More than 37% of IT professionals have shared their work device with friends or family, according to global remote work survey
As the world moved towards a remote (or flexible) working environment, IT and operations teams became the business stakeholders most directly responsible for facilitating this move. Ensuring that operational capacity was not interrupted and the organization’s IT ecosystem remained functional was crucial to making this transition as smooth as possible.
However, there is an indication that the IT professionals charged with helping the remote work revolution are creating their own security issue. According to the recent COVID-19 State of Remote Work Survey 2.0, OneLogin discovered that more than a third of IT professionals have shared their work devices with friends or family members since the beginning of the work-from-home decree. This figure rises to almost 40% when considering US respondents in particular and drops slightly to 29% when reviewing UK responses. The survey also found that:
- 36% of IT professionals have downloaded personal applications to a work device since moving to a remote environment
- 28% have worked on a public and potentially unsecured WiFi since the move to remote work
- 22% have neglected to update a work device, potentially leaving it open to vulnerabilities
- 22% have shared their work password outside of their organization, demonstrating the sort of poor password hygiene that has led to account compromise in the past
- 16% have left their work device unattended, leaving it open to all manner of security compromise, not to mention theft.
“This lack of security awareness demonstrated by a sizable portion of the IT professionals surveyed is undoubtedly concerning,” said Brad Brooks, CEO of OneLogin. “It speaks to a wider cultural problem around conveying the importance of security across the entire company, as well as a well-documented need for more cross-departmental initiatives between IT and security teams.
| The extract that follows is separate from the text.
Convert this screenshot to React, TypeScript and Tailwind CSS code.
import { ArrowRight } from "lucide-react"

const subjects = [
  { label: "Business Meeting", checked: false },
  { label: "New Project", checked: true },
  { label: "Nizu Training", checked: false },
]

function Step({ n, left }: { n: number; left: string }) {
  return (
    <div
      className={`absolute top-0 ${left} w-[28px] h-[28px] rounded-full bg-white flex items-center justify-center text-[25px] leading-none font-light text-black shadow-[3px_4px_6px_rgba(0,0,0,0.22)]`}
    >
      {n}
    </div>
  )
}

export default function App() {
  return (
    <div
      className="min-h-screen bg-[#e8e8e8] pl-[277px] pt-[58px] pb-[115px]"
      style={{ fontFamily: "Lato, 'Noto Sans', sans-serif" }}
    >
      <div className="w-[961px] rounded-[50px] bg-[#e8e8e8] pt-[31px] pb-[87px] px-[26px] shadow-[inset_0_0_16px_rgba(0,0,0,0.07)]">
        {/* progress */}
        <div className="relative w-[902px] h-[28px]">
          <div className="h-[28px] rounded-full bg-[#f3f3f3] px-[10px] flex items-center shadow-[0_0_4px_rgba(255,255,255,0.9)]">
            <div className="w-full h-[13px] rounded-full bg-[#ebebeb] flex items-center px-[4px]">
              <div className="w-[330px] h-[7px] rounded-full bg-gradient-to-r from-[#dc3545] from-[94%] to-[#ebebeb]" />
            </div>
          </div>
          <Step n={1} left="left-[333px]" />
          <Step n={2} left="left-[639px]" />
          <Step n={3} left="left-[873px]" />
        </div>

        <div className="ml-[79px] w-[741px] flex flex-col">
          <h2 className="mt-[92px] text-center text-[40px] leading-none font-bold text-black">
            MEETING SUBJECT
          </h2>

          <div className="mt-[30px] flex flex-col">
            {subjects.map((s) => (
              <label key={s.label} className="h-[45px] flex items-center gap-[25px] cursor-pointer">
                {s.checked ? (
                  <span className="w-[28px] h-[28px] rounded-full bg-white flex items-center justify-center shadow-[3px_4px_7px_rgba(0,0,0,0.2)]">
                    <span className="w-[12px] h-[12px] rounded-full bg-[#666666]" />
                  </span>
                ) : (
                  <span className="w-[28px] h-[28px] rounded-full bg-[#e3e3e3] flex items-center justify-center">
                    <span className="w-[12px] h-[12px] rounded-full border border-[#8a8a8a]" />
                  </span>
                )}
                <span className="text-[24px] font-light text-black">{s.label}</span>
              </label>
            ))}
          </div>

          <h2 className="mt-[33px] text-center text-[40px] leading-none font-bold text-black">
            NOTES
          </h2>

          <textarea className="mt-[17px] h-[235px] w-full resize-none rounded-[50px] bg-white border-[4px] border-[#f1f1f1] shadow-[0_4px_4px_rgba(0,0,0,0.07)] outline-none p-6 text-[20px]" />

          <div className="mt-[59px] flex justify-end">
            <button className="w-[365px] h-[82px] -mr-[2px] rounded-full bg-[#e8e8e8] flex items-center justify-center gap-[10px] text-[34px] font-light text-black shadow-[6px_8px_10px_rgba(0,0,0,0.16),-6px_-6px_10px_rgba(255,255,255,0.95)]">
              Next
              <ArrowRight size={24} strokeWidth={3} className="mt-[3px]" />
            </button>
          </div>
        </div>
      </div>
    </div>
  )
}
This would help to not only build stronger links between two departments with significant operational overlap, but would also help to foster a more security aware culture in IT departments.”
The survey results also indicate that key security technologies are not being deployed across IT departments:
- Only 62% of IT professionals have had anti-virus software deployed by their employer
- Only 36% have been using a VPN
- Only 41% have deployed multi-factor authentication
- Security best practices was only offered to 44% of respondents
- Phishing updates have only been deployed for 29% of IT professionals
About the survey
This survey was conducted with 2000 US and UK remote workers in December 2020. Conducted online, the survey was broken down by nationality, region, age, gender, job role, industry and seniority at a company.